» **Goal of the exercise**
Each line of the listing that contains the word "this" is to be copied.

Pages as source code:
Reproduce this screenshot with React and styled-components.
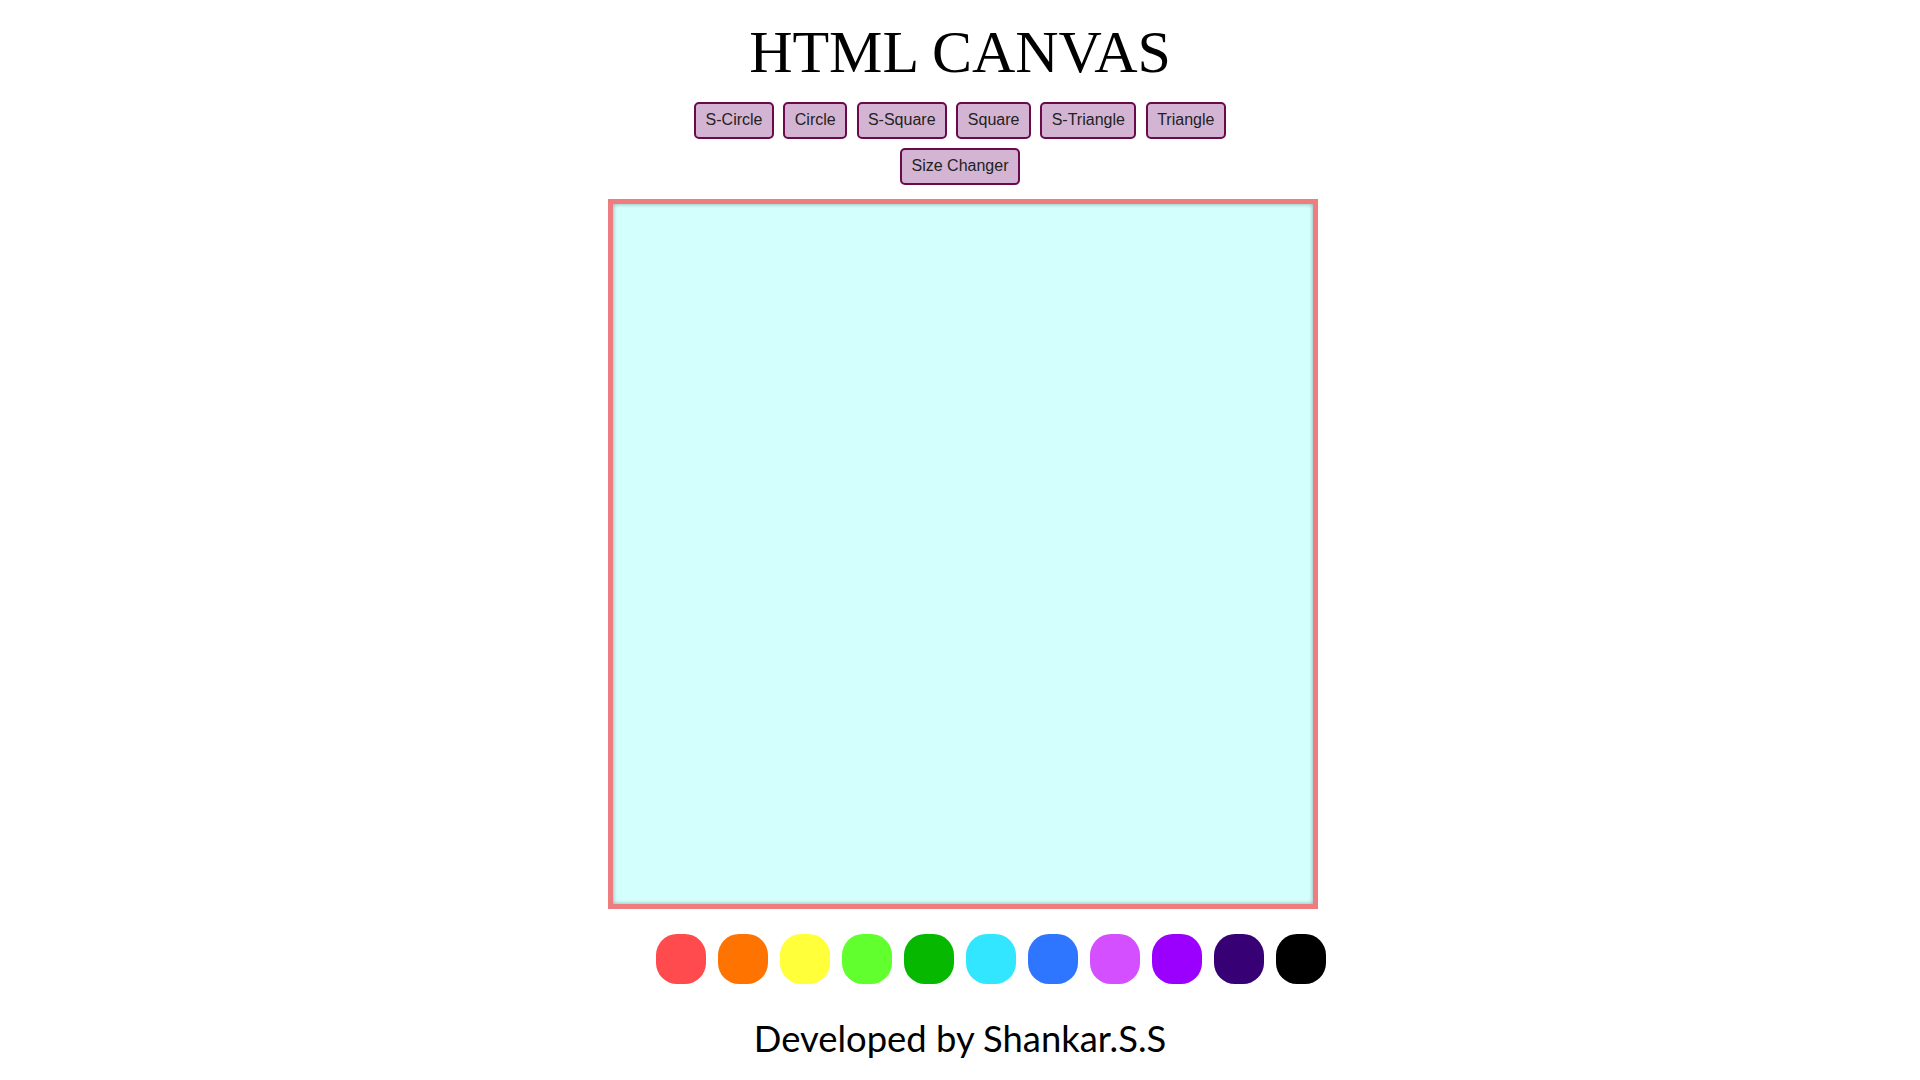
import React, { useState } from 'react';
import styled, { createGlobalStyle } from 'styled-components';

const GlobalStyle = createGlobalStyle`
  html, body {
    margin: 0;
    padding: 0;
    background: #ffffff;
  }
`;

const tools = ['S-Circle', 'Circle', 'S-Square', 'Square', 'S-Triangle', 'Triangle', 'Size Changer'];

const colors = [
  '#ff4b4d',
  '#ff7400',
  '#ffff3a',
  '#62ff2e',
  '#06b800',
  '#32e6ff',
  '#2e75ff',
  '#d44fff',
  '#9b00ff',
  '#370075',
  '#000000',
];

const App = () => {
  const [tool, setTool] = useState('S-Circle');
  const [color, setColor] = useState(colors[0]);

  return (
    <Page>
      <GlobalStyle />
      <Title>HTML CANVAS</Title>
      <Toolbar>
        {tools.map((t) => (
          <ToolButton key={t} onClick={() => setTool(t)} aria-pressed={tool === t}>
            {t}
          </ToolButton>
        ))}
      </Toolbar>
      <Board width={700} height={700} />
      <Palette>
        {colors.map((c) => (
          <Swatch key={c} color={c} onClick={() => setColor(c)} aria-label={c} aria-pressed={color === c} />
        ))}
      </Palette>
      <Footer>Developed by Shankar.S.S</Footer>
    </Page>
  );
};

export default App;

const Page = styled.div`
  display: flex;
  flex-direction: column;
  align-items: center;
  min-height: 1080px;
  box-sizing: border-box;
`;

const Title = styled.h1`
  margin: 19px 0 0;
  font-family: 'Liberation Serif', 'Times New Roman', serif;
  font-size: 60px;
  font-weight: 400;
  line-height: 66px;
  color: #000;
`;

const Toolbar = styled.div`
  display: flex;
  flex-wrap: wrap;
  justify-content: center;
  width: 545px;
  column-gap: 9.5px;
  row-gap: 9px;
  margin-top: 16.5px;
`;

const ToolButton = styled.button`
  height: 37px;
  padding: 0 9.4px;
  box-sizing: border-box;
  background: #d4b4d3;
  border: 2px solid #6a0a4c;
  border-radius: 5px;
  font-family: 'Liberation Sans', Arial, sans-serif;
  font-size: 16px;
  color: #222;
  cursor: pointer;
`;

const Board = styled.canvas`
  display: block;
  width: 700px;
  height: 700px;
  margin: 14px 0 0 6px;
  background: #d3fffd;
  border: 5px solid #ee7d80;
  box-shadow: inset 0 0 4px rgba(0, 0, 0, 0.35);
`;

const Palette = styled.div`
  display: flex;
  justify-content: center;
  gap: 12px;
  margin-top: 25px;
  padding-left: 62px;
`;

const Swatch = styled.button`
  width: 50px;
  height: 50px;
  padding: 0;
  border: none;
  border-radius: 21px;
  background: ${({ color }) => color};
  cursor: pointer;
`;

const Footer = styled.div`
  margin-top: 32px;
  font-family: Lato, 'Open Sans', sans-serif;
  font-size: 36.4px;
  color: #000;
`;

...

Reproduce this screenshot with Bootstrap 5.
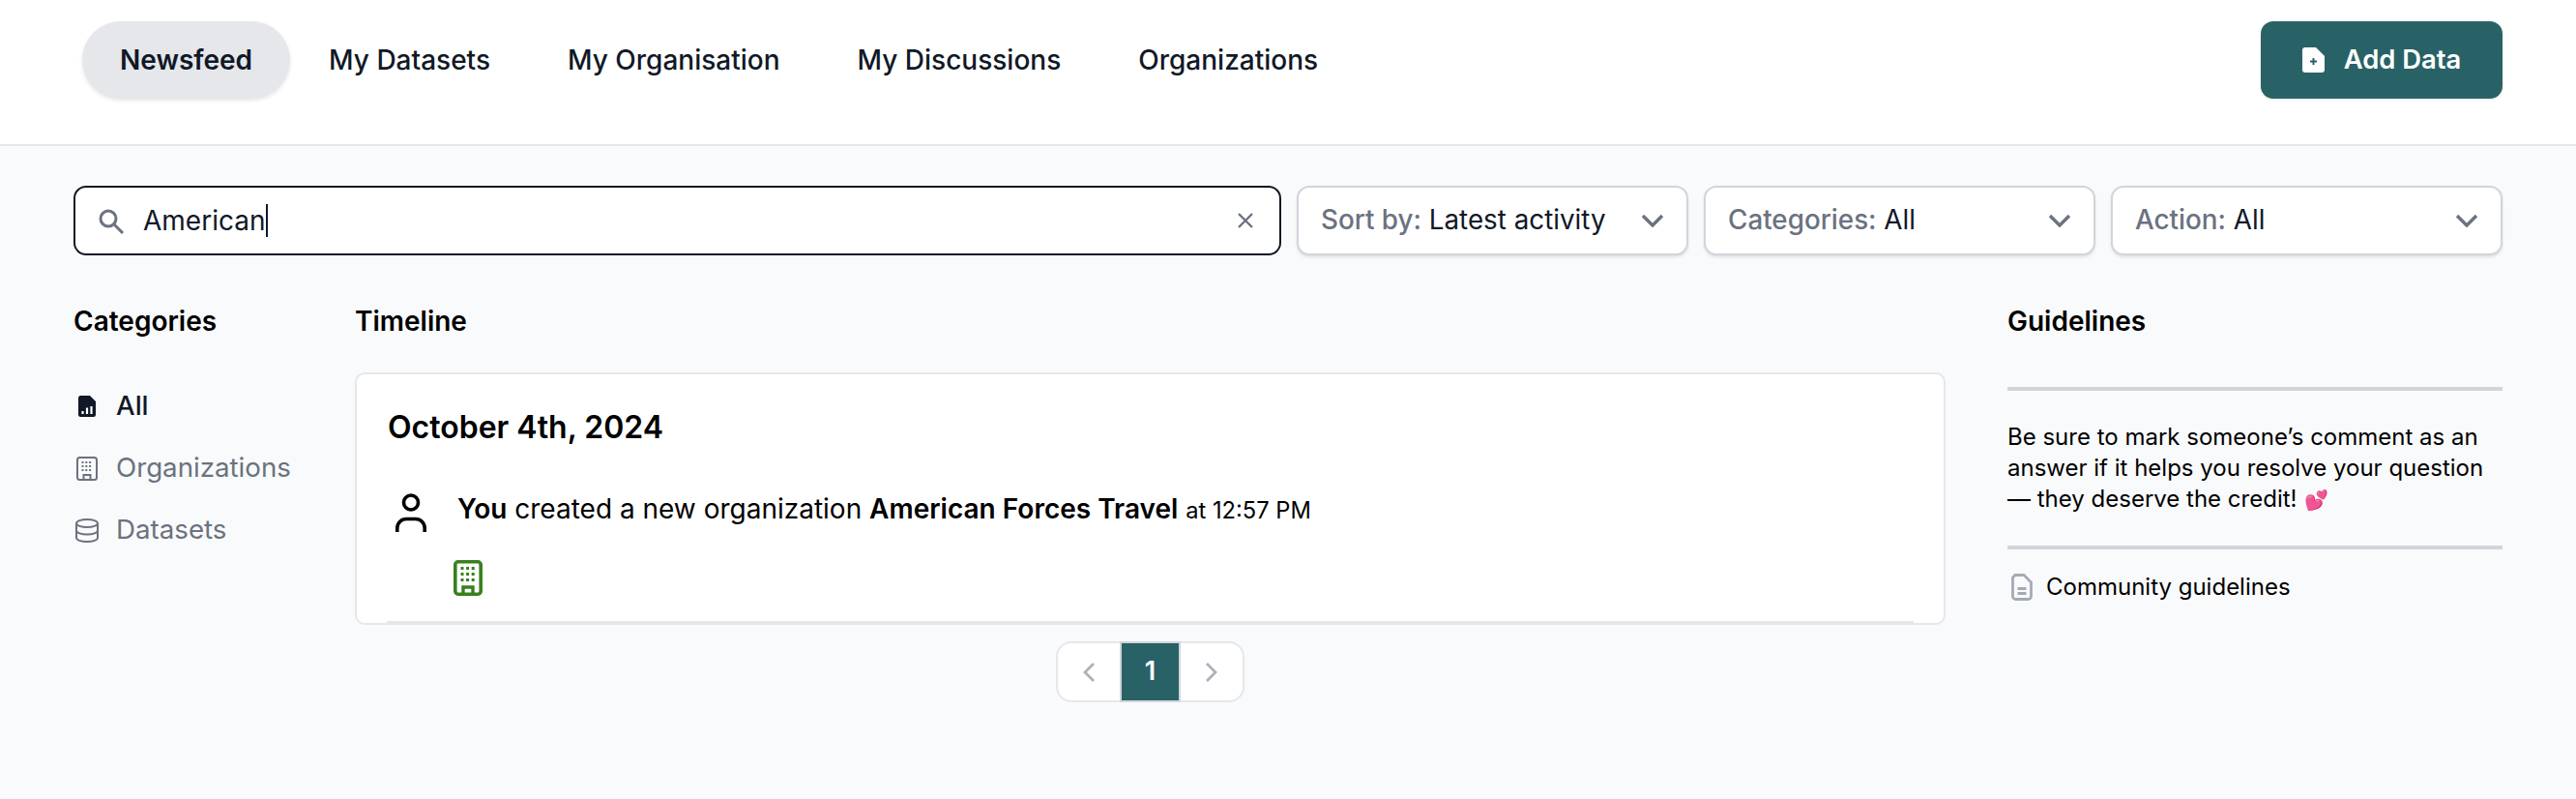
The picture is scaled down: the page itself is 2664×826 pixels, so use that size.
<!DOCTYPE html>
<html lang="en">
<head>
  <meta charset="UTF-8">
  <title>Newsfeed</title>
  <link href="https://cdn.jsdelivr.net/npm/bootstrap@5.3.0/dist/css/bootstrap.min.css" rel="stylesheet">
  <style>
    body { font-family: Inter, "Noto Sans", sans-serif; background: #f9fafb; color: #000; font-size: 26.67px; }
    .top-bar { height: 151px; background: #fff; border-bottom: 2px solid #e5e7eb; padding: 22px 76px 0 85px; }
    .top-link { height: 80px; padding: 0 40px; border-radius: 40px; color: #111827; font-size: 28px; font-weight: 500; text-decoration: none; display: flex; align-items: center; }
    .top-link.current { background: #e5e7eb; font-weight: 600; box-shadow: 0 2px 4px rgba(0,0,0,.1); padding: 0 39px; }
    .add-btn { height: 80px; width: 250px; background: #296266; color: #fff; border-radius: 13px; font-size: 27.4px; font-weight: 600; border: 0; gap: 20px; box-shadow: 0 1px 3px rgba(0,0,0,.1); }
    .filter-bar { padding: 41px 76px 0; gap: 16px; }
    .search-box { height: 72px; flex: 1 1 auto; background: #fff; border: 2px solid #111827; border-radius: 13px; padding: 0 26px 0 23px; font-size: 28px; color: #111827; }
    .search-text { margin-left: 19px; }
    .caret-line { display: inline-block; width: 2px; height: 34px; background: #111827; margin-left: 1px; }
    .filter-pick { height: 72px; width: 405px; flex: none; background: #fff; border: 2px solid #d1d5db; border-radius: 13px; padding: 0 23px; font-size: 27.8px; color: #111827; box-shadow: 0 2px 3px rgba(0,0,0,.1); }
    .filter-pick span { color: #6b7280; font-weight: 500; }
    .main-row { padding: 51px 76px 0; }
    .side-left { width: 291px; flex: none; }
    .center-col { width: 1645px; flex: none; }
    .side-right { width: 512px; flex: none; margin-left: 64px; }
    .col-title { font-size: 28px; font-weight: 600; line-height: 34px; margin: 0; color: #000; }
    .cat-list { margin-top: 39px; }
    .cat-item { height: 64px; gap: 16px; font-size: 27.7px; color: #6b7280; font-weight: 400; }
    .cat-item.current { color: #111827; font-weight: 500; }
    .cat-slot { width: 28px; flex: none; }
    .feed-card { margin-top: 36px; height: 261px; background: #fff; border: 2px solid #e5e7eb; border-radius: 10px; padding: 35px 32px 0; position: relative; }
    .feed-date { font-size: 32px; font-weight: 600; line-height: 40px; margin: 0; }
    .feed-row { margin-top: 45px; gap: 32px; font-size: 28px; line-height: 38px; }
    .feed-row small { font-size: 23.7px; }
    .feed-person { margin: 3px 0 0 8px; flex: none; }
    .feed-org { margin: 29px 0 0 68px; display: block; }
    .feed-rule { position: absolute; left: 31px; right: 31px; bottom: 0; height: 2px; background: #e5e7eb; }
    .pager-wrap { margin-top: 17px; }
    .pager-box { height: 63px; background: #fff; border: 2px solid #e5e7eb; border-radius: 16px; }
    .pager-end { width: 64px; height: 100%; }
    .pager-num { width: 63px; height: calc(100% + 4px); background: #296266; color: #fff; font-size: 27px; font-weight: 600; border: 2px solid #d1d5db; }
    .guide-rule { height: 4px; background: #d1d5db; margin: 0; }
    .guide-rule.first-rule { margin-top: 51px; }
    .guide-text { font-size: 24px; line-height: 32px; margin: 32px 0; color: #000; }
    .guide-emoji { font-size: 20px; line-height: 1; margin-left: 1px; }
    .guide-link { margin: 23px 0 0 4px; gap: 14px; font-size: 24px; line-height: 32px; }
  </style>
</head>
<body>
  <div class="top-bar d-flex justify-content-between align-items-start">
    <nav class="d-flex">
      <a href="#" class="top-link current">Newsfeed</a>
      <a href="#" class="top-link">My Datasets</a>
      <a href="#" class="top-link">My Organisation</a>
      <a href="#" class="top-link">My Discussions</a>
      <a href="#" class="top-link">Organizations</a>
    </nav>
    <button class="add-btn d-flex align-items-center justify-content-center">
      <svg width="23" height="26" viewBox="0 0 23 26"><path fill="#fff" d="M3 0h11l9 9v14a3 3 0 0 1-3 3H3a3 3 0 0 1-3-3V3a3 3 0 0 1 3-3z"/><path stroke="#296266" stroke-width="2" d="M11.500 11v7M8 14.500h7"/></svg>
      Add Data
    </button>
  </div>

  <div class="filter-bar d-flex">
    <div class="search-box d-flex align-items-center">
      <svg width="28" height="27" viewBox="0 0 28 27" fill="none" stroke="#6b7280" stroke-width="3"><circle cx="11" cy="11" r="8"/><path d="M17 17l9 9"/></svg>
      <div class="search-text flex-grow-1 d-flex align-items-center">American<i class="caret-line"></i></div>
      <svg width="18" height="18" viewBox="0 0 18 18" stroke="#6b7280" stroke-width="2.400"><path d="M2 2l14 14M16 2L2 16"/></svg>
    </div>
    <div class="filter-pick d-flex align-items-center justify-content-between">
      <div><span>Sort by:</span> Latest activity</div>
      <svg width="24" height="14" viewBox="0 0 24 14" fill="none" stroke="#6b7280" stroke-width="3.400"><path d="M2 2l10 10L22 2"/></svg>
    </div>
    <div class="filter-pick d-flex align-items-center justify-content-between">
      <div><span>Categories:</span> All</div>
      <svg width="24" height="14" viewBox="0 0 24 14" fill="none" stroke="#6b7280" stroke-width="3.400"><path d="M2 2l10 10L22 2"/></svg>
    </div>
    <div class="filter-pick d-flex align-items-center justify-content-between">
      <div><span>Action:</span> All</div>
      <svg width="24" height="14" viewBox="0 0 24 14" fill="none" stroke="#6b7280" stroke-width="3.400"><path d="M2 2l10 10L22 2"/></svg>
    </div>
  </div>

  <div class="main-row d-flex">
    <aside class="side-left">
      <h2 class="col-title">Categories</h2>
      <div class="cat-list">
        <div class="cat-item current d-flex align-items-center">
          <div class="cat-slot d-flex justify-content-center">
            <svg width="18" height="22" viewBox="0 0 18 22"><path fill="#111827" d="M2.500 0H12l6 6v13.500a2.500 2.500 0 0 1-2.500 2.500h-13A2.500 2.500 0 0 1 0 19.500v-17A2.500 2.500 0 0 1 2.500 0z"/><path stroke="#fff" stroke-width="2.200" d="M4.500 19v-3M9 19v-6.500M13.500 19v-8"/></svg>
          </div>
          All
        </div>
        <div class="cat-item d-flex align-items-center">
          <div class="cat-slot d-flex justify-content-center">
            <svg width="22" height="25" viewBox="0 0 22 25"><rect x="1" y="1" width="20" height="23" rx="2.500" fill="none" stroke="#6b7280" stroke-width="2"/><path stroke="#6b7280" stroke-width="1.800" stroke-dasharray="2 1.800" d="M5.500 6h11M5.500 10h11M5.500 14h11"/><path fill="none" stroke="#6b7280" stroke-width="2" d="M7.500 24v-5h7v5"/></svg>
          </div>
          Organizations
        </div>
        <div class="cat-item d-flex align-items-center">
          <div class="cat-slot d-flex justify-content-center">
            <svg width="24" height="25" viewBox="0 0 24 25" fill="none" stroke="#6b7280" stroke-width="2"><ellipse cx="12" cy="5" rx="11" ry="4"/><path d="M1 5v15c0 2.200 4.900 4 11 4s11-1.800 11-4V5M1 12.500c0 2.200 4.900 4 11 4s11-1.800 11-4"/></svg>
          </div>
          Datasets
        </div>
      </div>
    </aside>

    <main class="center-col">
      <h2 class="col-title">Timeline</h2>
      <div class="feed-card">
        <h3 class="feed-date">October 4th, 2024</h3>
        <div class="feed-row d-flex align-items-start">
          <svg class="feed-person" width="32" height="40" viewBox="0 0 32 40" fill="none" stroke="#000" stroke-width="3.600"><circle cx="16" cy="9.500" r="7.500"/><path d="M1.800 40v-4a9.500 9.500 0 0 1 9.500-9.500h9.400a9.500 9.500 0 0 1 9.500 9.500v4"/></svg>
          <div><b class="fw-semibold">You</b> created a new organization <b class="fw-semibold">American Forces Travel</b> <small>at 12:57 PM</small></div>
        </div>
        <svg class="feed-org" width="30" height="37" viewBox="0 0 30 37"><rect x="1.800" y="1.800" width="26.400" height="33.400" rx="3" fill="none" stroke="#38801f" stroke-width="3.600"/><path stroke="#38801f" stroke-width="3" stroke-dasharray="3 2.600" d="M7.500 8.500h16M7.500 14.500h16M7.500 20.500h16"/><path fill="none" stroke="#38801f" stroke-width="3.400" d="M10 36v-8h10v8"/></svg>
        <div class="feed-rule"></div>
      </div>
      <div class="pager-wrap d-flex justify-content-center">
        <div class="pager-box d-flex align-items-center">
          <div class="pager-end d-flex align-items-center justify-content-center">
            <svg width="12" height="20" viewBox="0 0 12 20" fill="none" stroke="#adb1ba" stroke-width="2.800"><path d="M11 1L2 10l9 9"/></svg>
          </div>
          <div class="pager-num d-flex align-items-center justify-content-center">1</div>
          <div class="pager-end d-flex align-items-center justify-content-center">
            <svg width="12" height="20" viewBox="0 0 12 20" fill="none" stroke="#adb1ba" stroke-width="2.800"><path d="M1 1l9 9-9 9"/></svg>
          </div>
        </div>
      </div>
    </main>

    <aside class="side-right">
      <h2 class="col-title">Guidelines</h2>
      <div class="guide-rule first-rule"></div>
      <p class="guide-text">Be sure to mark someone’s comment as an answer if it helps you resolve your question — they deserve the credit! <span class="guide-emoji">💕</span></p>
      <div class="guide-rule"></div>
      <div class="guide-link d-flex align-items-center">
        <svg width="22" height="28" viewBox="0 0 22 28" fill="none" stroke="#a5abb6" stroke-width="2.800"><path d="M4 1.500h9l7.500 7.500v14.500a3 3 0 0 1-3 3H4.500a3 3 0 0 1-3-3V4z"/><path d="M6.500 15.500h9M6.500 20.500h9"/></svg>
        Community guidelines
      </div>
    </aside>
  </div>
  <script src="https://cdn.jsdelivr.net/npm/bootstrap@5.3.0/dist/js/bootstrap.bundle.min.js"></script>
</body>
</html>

» **Response below**
Reproduce this screenshot with React and styled-components.
Reproduce this screenshot with Bootstrap 5.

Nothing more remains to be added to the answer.